研究内容
臨床から明るい医療の未来を目指して
当科の研究のご紹介します。
臨床研究
当科では臨床に基づいたテーマの研究を積極的に行っております。患者さんの日々の診療から得られる知見を基に病気の解決を目指すものであり、医療の原点であるとともに大学病院の使命と考えています。
現在、筋萎縮性側索硬化症をはじめとする神経変性疾患、さまざまな末梢神経障害(ギランバレー症候群、慢性炎症性脱髄性多発神経炎、血管炎症候群など)、重症筋無力症などの自己免疫疾患などに対して電気生理学的検査を中心とした精査を行い、得られたデータを解析して病態の評価を行っております。これらのデータはすべて当科で長期間管理、蓄積し、データベース構築を目指しております。
将来的には蓄積されたデータを順次論文化し、研究の発展と病態の解明を目指します。
大学院での研究
現在当科に所属している大学院生が行っている研究は以下の通りです。
① オキシトシンと(Oxt)と糖代謝に関する研究
Oxt KOマウスを用いて、Oxtがインスリン分泌にどのように関連しているか、また、膵島内でGLP-1の発現にOxtが関与している可能性について研究をしています。
糖代謝は ・パーキンソン病などの変性疾患のエネルギー代謝や病理形成 ・動脈硬化などによる脳血管障害 ・糖尿病による末梢神経障害 などに深いかかわりがあると言われており、今後の臨床応用を目指した研究です。
② 神経核内封入体病におけるp62タンパク質陽性封入体の性状解析
神経核内封入体病(NIID)は高次機能障害、パーキンソニズム、自律神経障害などの多様な症状を呈する神経変性疾患で細胞の核内にユビキチンやp62タンパク質陽性の封入体がみられます。
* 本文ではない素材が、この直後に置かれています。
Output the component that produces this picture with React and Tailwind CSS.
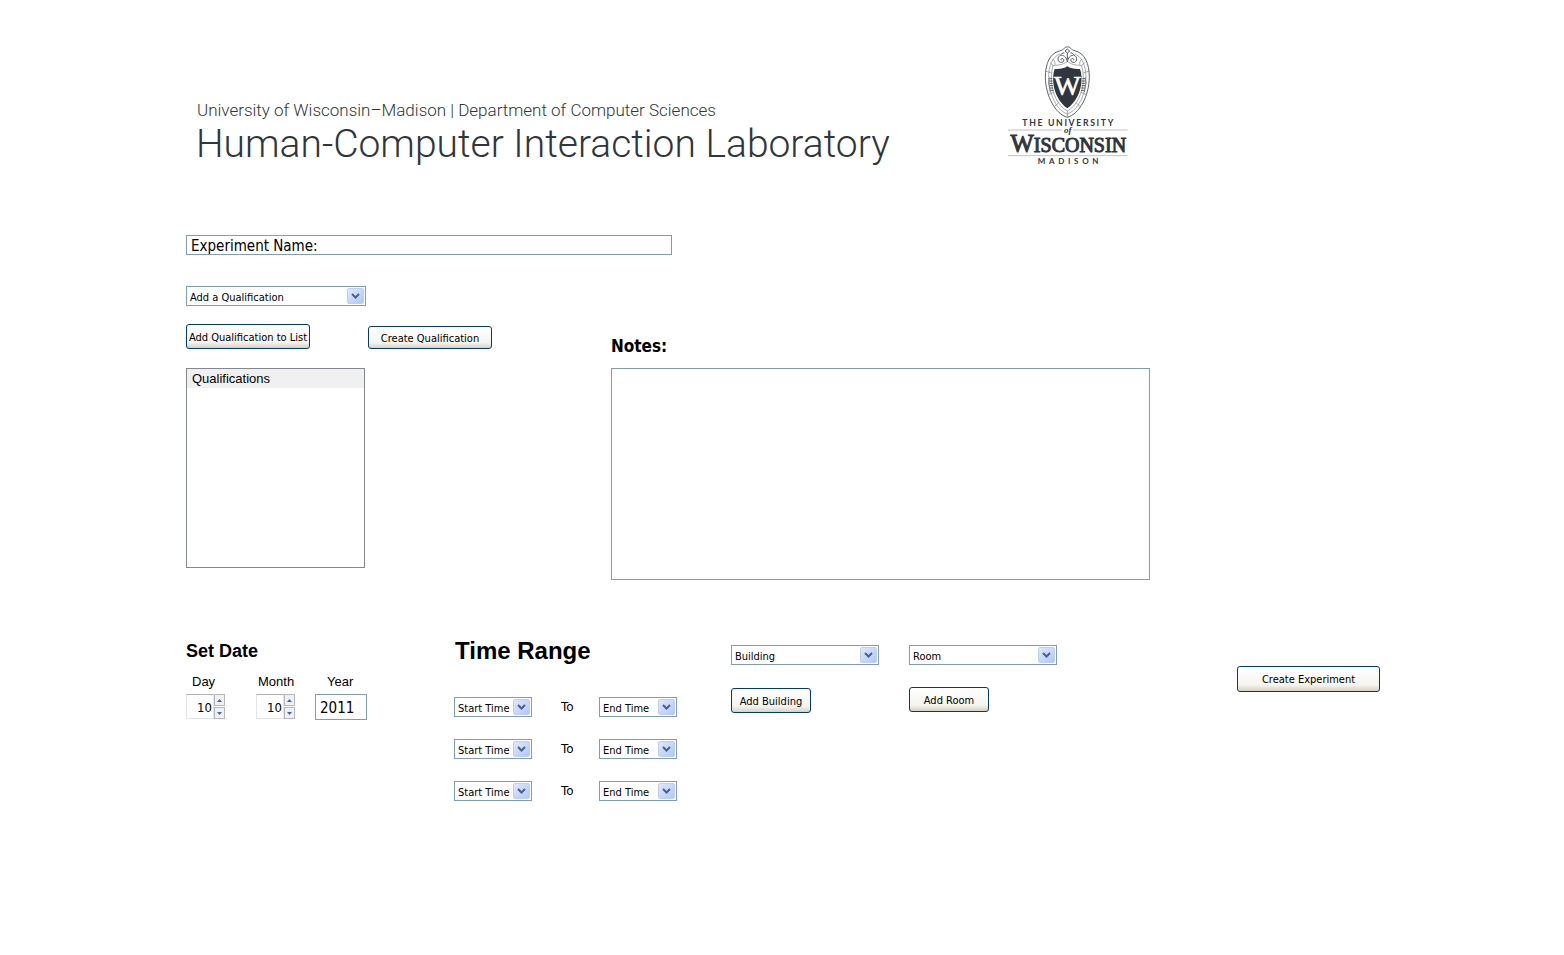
import React, { useState } from "react";

const UI_FONT = "font-['DejaVu_Sans_Condensed','DejaVu_Sans',sans-serif]";

function Crest() {
  return (
    <svg viewBox="0 0 405 390" className="h-[130px] w-[135px] shrink-0" role="img" aria-label="The University of Wisconsin Madison">
      <g fill="none" stroke="#7b7f83" strokeWidth="3">
        <path d="M202 232C166 222 137 168 136 112C136 70 150 40 178 33C186 31 190 28 193 25C198 19 207 19 212 25C215 28 219 31 227 33C254 40 268 70 268 112C267 168 238 222 202 232Z" stroke="#5d6266" />
        <path d="M202 222C172 212 147 166 146 112C146 76 158 50 180 42M202 222C232 212 258 166 258 112C258 76 246 50 224 42" strokeWidth="2" />
        <path d="M202 213C174 198 155 160 154 116C154 98 157 84 159 76C176 76 190 74 202 64C214 74 228 76 245 76C247 84 250 98 250 116C249 160 230 198 202 213Z" strokeWidth="2" />
        <path d="M137 94L154 98M267 94L250 98M150 68L161 78M254 68L243 78M144 164L162 157M260 164L242 157M164 199L177 187M240 199L227 187M202 213V230" strokeWidth="2" />
        <path d="M182 46C172 49 171 64 181 67C190 69 195 60 189 56C185 54 181 58 184 61M222 46C232 49 233 64 223 67C214 69 209 60 215 56C219 54 223 58 220 61M184 46C194 46 199 53 202 65C205 53 210 46 220 46" stroke="#54595d" />
        <path d="M195 33L202 27L209 33L202 39ZM202 39V58M193 39C187 38 184 41 182 46M211 39C217 38 220 41 222 46" stroke="#54595d" />
        <path d="M165 74C166 65 162 58 157 58M239 74C238 65 242 58 247 58" strokeWidth="2" />
      </g>
      <g fill="none" stroke="#555a5e" strokeWidth="3">
        <path d="M148 116H157M148 123H158M148 130H158M149 137H159M150 144H160M151 151H161" />
        <path d="M256 116H247M256 123H246M256 130H246M255 137H245M254 144H244M253 151H243" />
        <path d="M148 112L146 130L151 157M256 112L258 130L253 157" strokeWidth="2" />
      </g>
      <path d="M202 79C193 86 178 88 164 87C159 99 159 116 160 129C163 160 179 189 202 205C225 189 241 160 244 129C245 116 245 99 240 87C226 88 211 86 202 79Z" fill="#30363c" />
      <text x="202" y="165" textAnchor="middle" fontSize="84" fill="#fff" stroke="#fff" strokeWidth="2" fontFamily="Liberation Serif, serif">W</text>
      <g fill="#30363c" fontFamily="Lato, sans-serif">
        <text x="206" y="259" textAnchor="middle" fontSize="26" fontWeight="700" className="tracking-[5px]">THE UNIVERSITY</text>
        <text x="210" y="371" textAnchor="middle" fontSize="24" fontWeight="700" className="tracking-[11px]">MADISON</text>
      </g>
      <path d="M24 270H187M219 270H383M24 347H383" stroke="#a3a5a7" strokeWidth="2" />
      <text x="203" y="280" textAnchor="middle" fontSize="27" fontStyle="italic" fontWeight="700" fill="#30363c" fontFamily="Liberation Serif, serif">of</text>
      <text x="205" y="336" textAnchor="middle" fontSize="60" fill="#30363c" stroke="#30363c" strokeWidth="3" fontFamily="Liberation Serif, serif">
        <tspan fontSize="74">W</tspan>ISCONSIN
      </text>
    </svg>
  );
}

function Select({ label, className }) {
  return (
    <div className={`relative h-5 ${className}`}>
      <select aria-label={label} className={`block h-5 w-full appearance-none border border-[#7f9db9] bg-white pt-[3px] pr-5 pl-[3px] text-[11px] leading-4 text-black ${UI_FONT}`}>
        <option>{label}</option>
      </select>
      <span className="pointer-events-none absolute top-0.5 right-0.5 flex h-4 w-[17px] items-center justify-center rounded-xs border border-[#c0cdf3] bg-linear-to-br from-[#dfe8ff] to-[#b0c8f8]">
        <svg viewBox="0 0 9 6" className="h-1.5 w-[9px]" aria-hidden="true">
          <path d="M1 1L4.500 4.500L8 1" fill="none" stroke="#4d6185" strokeWidth="2" />
        </svg>
      </span>
    </div>
  );
}

function Button({ children, className }) {
  return (
    <button type="button" className={`rounded-[3px] border border-[#003c74] bg-linear-to-b from-white via-[#f5f4ef] via-75% to-[#d8d0c4] pt-0.5 text-[11px] leading-4 whitespace-nowrap text-black ${UI_FONT} ${className}`}>
      {children}
    </button>
  );
}

function Spinner({ label, id, labelClass }) {
  const [value, setValue] = useState(10);
  const step = "flex h-3 w-[11px] items-center justify-center border border-[#b5b7bd] bg-[#eef0f6]";
  return (
    <div>
      <label htmlFor={id} className={`block text-[13px] leading-4 ${labelClass}`}>{label}</label>
      <div className="mt-1 flex h-[25px]">
        <input
          id={id}
          inputMode="numeric"
          value={value}
          onChange={(e) => setValue(Number(e.target.value) || 0)}
          className={`h-[25px] w-7 border border-[#e3e3e8] border-t-[#b0b0b4] pt-0.5 pr-px text-right text-[13px] text-black ${UI_FONT}`}
        />
        <div className="flex flex-col gap-px">
          <button type="button" aria-label={`Increase ${label}`} onClick={() => setValue(value + 1)} className={step}>
            <svg viewBox="0 0 5 3" className="h-[3px] w-[5px]" aria-hidden="true"><path d="M0 3L2.500 0L5 3Z" fill="#4a60bb" /></svg>
          </button>
          <button type="button" aria-label={`Decrease ${label}`} onClick={() => setValue(value - 1)} className={step}>
            <svg viewBox="0 0 5 3" className="h-[3px] w-[5px]" aria-hidden="true"><path d="M0 0L2.500 3L5 0Z" fill="#4a60bb" /></svg>
          </button>
        </div>
      </div>
    </div>
  );
}

export default function App() {
  return (
    <main className="min-h-screen bg-white pl-[186px] font-['Liberation_Sans',sans-serif] text-black">
      <header className="flex h-[235px] items-start pt-10">
        <div className="w-[814px] pt-[58px] pl-2.5 font-[Roboto,sans-serif] font-light text-[#30363c]">
          <p className="pl-px text-[17px] leading-6">University of Wisconsin–Madison | Department of Computer Sciences</p>
          <h1 className="text-[39px] leading-[44px]">Human-Computer Interaction Laboratory</h1>
        </div>
        <Crest />
      </header>

      <form onSubmit={(e) => e.preventDefault()}>
        <input
          aria-label="Experiment Name"
          defaultValue="Experiment Name:"
          className={`block h-5 w-full max-w-[486px] border border-[#7f9db9] px-1 pt-0.5 text-[15px] leading-4 ${UI_FONT}`}
        />
        <Select label="Add a Qualification" className="mt-[31px] w-[180px]" />

        <div className="mt-[18px] flex">
          <section className="w-[425px] shrink-0">
            <div className="flex items-end gap-[58px]">
              <Button className="h-[25px] w-[124px]">Add Qualification to List</Button>
              <Button className="h-[23px] w-[124px]">Create Qualification</Button>
            </div>
            <div className="mt-[19px] h-[200px] w-[179px] border border-[#828790]">
              <h2 className="bg-[#f0f0f0] pl-[5px] text-[13px] leading-[19px]">Qualifications</h2>
            </div>
          </section>
          <section className="w-full max-w-[539px] pt-2.5">
            <label htmlFor="notes" className={`block text-[17px] leading-6 font-bold ${UI_FONT}`}>Notes:</label>
            <textarea id="notes" className="mt-2.5 block h-[212px] w-full resize-none border border-[#7f9db9] p-1" />
          </section>
        </div>

        <div className="mt-[58px] grid grid-cols-[268px_277px_178px_328px_auto] items-start">
          <section>
            <h2 className="pt-px text-[18px] leading-6 font-bold">Set Date</h2>
            <div className="mt-[11px] flex">
              <div className="w-[70px]"><Spinner label="Day" id="day" labelClass="pl-1.5" /></div>
              <div className="w-[59px]"><Spinner label="Month" id="month" labelClass="pl-0.5" /></div>
              <div>
                <label htmlFor="year" className="block pl-3 text-[13px] leading-4">Year</label>
                <input id="year" defaultValue="2011" className={`mt-1 block h-[26px] w-[52px] border border-[#7f9db9] px-1 pt-0.5 text-[15px] ${UI_FONT}`} />
              </div>
            </div>
          </section>

          <section>
            <h2 className="pl-px text-[24px] leading-[26px] font-bold">Time Range</h2>
            <div className="mt-[33px] flex flex-col gap-[22px]">
              {[0, 1, 2].map((i) => (
                <div key={i} className="flex items-center">
                  <Select label="Start Time" className="w-[78px]" />
                  <span className="w-[67px] pl-[29px] font-['DejaVu_Sans',sans-serif] text-[12px] leading-5">To</span>
                  <Select label="End Time" className="w-[78px]" />
                </div>
              ))}
            </div>
          </section>

          <section className="pt-[7px]">
            <Select label="Building" className="w-[148px]" />
            <Button className="mt-[23px] h-[25px] w-20">Add Building</Button>
          </section>
          <section className="pt-[7px]">
            <Select label="Room" className="w-[148px]" />
            <Button className="mt-[22px] h-[25px] w-20">Add Room</Button>
          </section>
          <div className="pt-7">
            <Button className="h-[26px] w-[143px]">Create Experiment</Button>
          </div>
        </div>
      </form>
    </main>
  );
}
本症の原因はNOTCH2NLC 遺伝子上のGGCリピート配列の延長であることが分かっていますが病態が依然不明であり治療法もないことが大きな課題です。前述の通り本症の封入体にはp62タンパクが含まれており、これまでの研究から細胞質で形成されるp62タンパク質陽性封入体の役割や形成機序が理解され始めていますが、NIIDのように核内でみられる封入体の性状や病態への寄与は不明です。NIIDの病態解明の糸口を探るため本症の患者さんから採取した皮膚をもちいて免疫組織蛍光法を行い、p62タンパク質陽性封入体の細胞質と核における局在様式、成分、および核膜との関係性について調べる研究を行っており、今後は電子顕微鏡による解析も進める予定です。
他大学との共同研究
「パーキンソン病およびパーキンソン症候群における先進的拡散MRI画像と臨床像の関連の検討」というテーマの研究を順天堂大学脳神経内科と共同で行っております。
パーキンソン病ではMRI画像で異常を認めないことが重要であるとされていますが、本疾患の主病変である黒質緻密部に焦点を当てた解析を行うことで異常を検出できることや、大脳白質においても先進的拡散MRIを評価することで広汎な変化を認めることが知られています。先進的MRIの技術を用いてパーキンソン病およびパーキンソン症候群の非運動症状を中心とした各種臨床症状を評価し、画像との関連を解析することを目的としています。
当科は2018年に現体制となり、研究活動は徐々に規模を拡大しております。上記の研究は特定の研究員が行っているのではなく、医局スタッフ、大学院生、診療医といった医局員全員が研究に関っています。全員の協力体制のもと、明るい医療の未来を目指して日々努力しております。